The launch strategy for the products will focus on social media, physical sampling and computer-generated image videos. Cover FX is producing 10 videos for the brush and moisturizer, including five using CGI. Videos span tutorials on how customers can experiment and customize makeup looks using the tinted moisturizer and application brush, the latter of which features three small wells to deposit primer, foundation and highlighter. There are also ingredient story videos on adaptogens and the pre- and probiotics. Videos are displayed across CoverFX.com and Ulta.com product pages, and have been repurposed on Instagram.

Cover FX also joined Instagram’s beta IG Checkout program in June and increased its influencer budget by 500% after re-allocating its events budget. Cover FX used to work with only one influencer at a time, but it’s now working with 4-6 influencers. Its network of both paid and unpaid relationships is approximately 1,000 globally.

“Instagram is a high touchpoint, because we have different consumers on Instagram versus our owned email list and Facebook groups,” said Danielle Dinelli, Cover FX senior director of e-commerce and digital marketing. “Having the Instagram audience and giving them the ability to also shop from Instagram is going to be a game-changer for us.”

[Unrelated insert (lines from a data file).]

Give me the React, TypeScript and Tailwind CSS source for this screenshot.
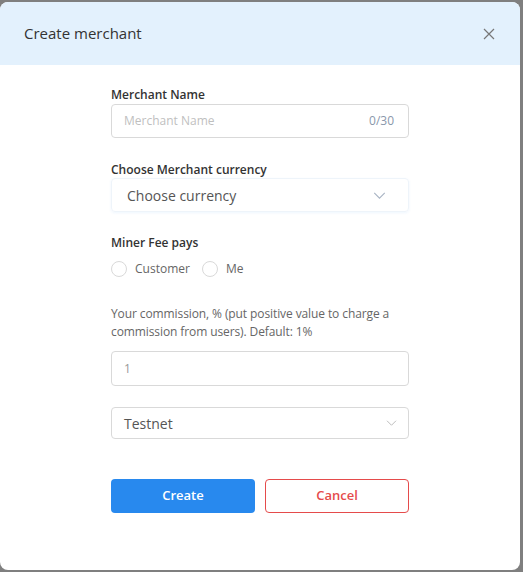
import React from 'react';

const Chevron = ({ className }: { className?: string }) => (
  <svg viewBox="0 0 14 8" className={className} fill="none" stroke="currentColor" strokeWidth="1.3">
    <path d="M1 1l6 6 6-6" />
  </svg>
);

const Radio = ({ label }: { label: string }) => (
  <label className="flex items-center gap-2 text-[12px] text-[#666]">
    <span className="w-4 h-4 rounded-full border border-[#d9d9d9] bg-white" />
    {label}
  </label>
);

const App = () => {
  return (
    <div className="w-[523px] h-[572px] bg-[#7f7f7f] pt-[2px] overflow-hidden" style={{ fontFamily: '"Open Sans", "Noto Sans", sans-serif' }}>
      <div className="w-[520px] h-[568px] bg-white rounded-lg overflow-hidden">
        <div className="h-[63px] bg-[#e3f1fd] flex items-center justify-between pl-6 pr-[25px]">
          <span className="text-[15px] text-[#333]">Create merchant</span>
          <svg viewBox="0 0 12 12" className="w-3 h-3 text-[#777]" fill="none" stroke="currentColor" strokeWidth="1.2">
            <path d="M1 1l10 10M11 1L1 11" />
          </svg>
        </div>

        <div className="w-[298px] mx-auto pt-[22px]">
          <div className="text-[12px] font-semibold text-[#333] leading-[16px]">Merchant Name</div>
          <div className="mt-[1px] h-[34px] border border-[#d9d9d9] rounded flex items-center justify-between pl-3 pr-[14px]">
            <span className="text-[12px] text-[#bfbfbf]">Merchant Name</span>
            <span className="text-[12px] text-[#8a97ab]">0/30</span>
          </div>

          <div className="mt-[24px] text-[12px] font-semibold text-[#333] leading-[16px]">Choose Merchant currency</div>
          <div className="h-[34px] border border-[#eef4fa] rounded shadow-[0_1px_3px_rgba(40,137,238,0.08)] flex items-center justify-between pl-[15px] pr-[22px]">
            <span className="text-[14px] text-[#555]">Choose currency</span>
            <Chevron className="w-[13px] h-[7px] text-[#a9b4c4]" />
          </div>

          <div className="mt-[23px] text-[12px] font-semibold text-[#333] leading-[16px]">Miner Fee pays</div>
          <div className="mt-[9px] flex items-center gap-3">
            <Radio label="Customer" />
            <Radio label="Me" />
          </div>

          <div className="mt-[27px] text-[12px] text-[#666] leading-[18px] tracking-[-0.1px]">
            Your commission, % (put positive value to charge a commission from users). Default: 1%
          </div>
          <div className="mt-[10px] h-[35px] border border-[#d9d9d9] rounded flex items-center pl-3">
            <span className="text-[12px] text-[#999]">1</span>
          </div>

          <div className="mt-[21px] h-[32px] border border-[#d9d9d9] rounded flex items-center justify-between pl-3 pr-[11px]">
            <span className="text-[14px] text-[#555]">Testnet</span>
            <Chevron className="w-[11px] h-[6px] text-[#bbb]" />
          </div>

          <div className="mt-[40px] flex gap-[10px]">
            <button className="w-[144px] h-[34px] rounded bg-[#2889ee] text-white text-[13px] font-semibold">Create</button>
            <button className="w-[144px] h-[34px] rounded border border-[#e54b4b] bg-white text-[#e54b4b] text-[13px] font-semibold">Cancel</button>
          </div>
        </div>
      </div>
    </div>
  );
};

export default App;
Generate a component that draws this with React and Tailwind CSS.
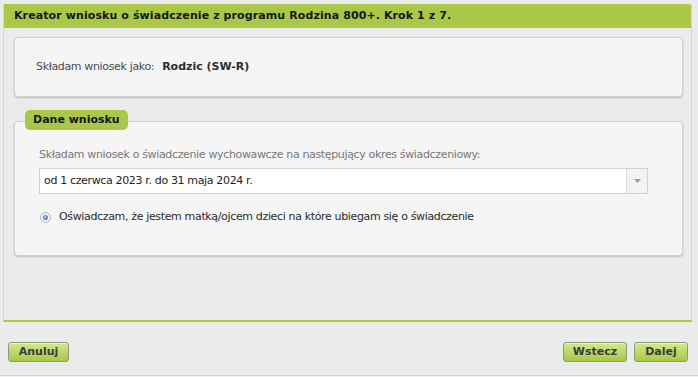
import React from 'react';

const font = { fontFamily: '"DejaVu Sans", Verdana, sans-serif' };

const GreenButton = ({ children, className = '' }) => (
  <button
    className={`h-[20px] rounded-[3px] border border-[#8d9a78] bg-gradient-to-b from-[#d3e88f] to-[#a6c843] text-[11px] font-bold text-[#3b3b3b] shadow-[inset_0_1px_0_rgba(255,255,255,0.6)] ${className}`}
  >
    {children}
  </button>
);

const Radio = () => (
  <svg width="11" height="11" viewBox="0 0 11 11" className="shrink-0">
    <circle cx="5.5" cy="5.5" r="5" fill="#eef2f7" stroke="#a9b7c9" />
    <circle cx="5.5" cy="5.5" r="2.6" fill="#6c93c4" />
    <circle cx="5" cy="5" r="1" fill="#a9c4e6" />
  </svg>
);

export default function App() {
  return (
    <div className="w-[698px] h-[377px] bg-[#ebebeb] overflow-hidden flex flex-col" style={font}>
      <div className="ml-[3px] mt-[4px] w-[689px] flex flex-col border-x border-[#d5d5d5] border-b-2 border-b-[#a8c947]">
        <div className="h-[24px] bg-[#a9c847] rounded-tr-[2px] flex items-center pl-[10px] text-[11px] font-bold text-[#151515] tracking-[0.1px]">
          Kreator wniosku o świadczenie z programu Rodzina 800+. Krok 1 z 7.
        </div>
        <div className="pl-[10px] pr-[8px] pt-[9px] pb-[64px]">
          <div className="h-[60px] rounded-[4px] border border-[#d0d0d0] bg-[#f5f5f5] shadow-[0_1px_2px_rgba(0,0,0,0.18)] flex items-center pl-[21px] text-[11px]">
            <span className="text-[#4a4a4a] tracking-[-0.35px]">Składam wniosek jako:</span>
            <span className="ml-[8px] font-bold text-[#2e2e2e]">Rodzic (SW-R)</span>
          </div>
          <div className="mt-[9px]">
            <div className="relative z-10 ml-[11px] inline-flex h-[20px] items-center rounded-[5px] bg-[#a9c847] px-[8px] text-[11px] font-bold text-[#151515]">
              Dane wniosku
            </div>
            <div className="-mt-[9px] h-[135px] rounded-[4px] border border-[#d0d0d0] bg-[#f5f5f5] shadow-[0_1px_2px_rgba(0,0,0,0.18)] pl-[24px] pr-[34px] pt-[25px] tracking-[-0.35px]">
              <div className="text-[11px] text-[#777777] leading-[16px]">
                Składam wniosek o świadczenie wychowawcze na następujący okres świadczeniowy:
              </div>
              <div className="mt-[5px] h-[26px] flex border border-[#cfd3d8] bg-white">
                <div className="flex-1 flex items-center pl-[4px] text-[11px] text-[#222222]">
                  od 1 czerwca 2023 r. do 31 maja 2024 r.
                </div>
                <div className="w-[21px] border-l border-[#d6d9dd] bg-[#f3f3f3] flex items-center justify-center">
                  <svg width="7" height="4" viewBox="0 0 7 4">
                    <path d="M0 0 H7 L3.5 4 Z" fill="#8a9cb8" />
                  </svg>
                </div>
              </div>
              <div className="mt-[15px] flex items-center gap-[8px] pl-[1px] text-[11px] text-[#2a2a2a]">
                <Radio />
                <span>Oświadczam, że jestem matką/ojcem dzieci na które ubiegam się o świadczenie</span>
              </div>
            </div>
          </div>
        </div>
      </div>
      <div className="mt-[20px] flex items-start justify-between pl-[8px] pr-[10px]">
        <GreenButton className="w-[61px]">Anuluj</GreenButton>
        <div className="flex gap-[7px]">
          <GreenButton className="w-[64px]">Wstecz</GreenButton>
          <GreenButton className="w-[54px]">Dalej</GreenButton>
        </div>
      </div>
      <div className="mt-[13px] border-t border-[#d2d2d2] flex-1 bg-[#f2f2f2]" />
    </div>
  );
}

Finally, Cover FX is shifting its existing sampling strategy, as wholesalers like Ulta is not permitting dramming, which is when a customer receives an in-store sample of a product like foundation taken from a full-size tester. But offering single-use samples for dozens of products would be prohibitively expensive and environmentally wasteful, said Culp. Cover FX’s solution is to have paper postcards with small amounts of multiple shades of a product available. On CoverFX.com, this sampling strategy will most often apply to Cover FX’s four-step makeup application products: prep, cover, set and enhance. For example, when a customer buys one or two products that fall into any of those four steps, the brand will automatically send them up to two samples from the other steps. Samples are also available through Ulta, and Cover FX is producing 60,000 units for the tinted moisturizer.

There are other upcoming launch strategies, as well, with Cover FX debuting a virtual try-on tool through CoverFX.com on August 25, tied to its monochromatic lip products. Cover FX plans to playfully encourage customers to try a “monochromatic look,” said Dinelli.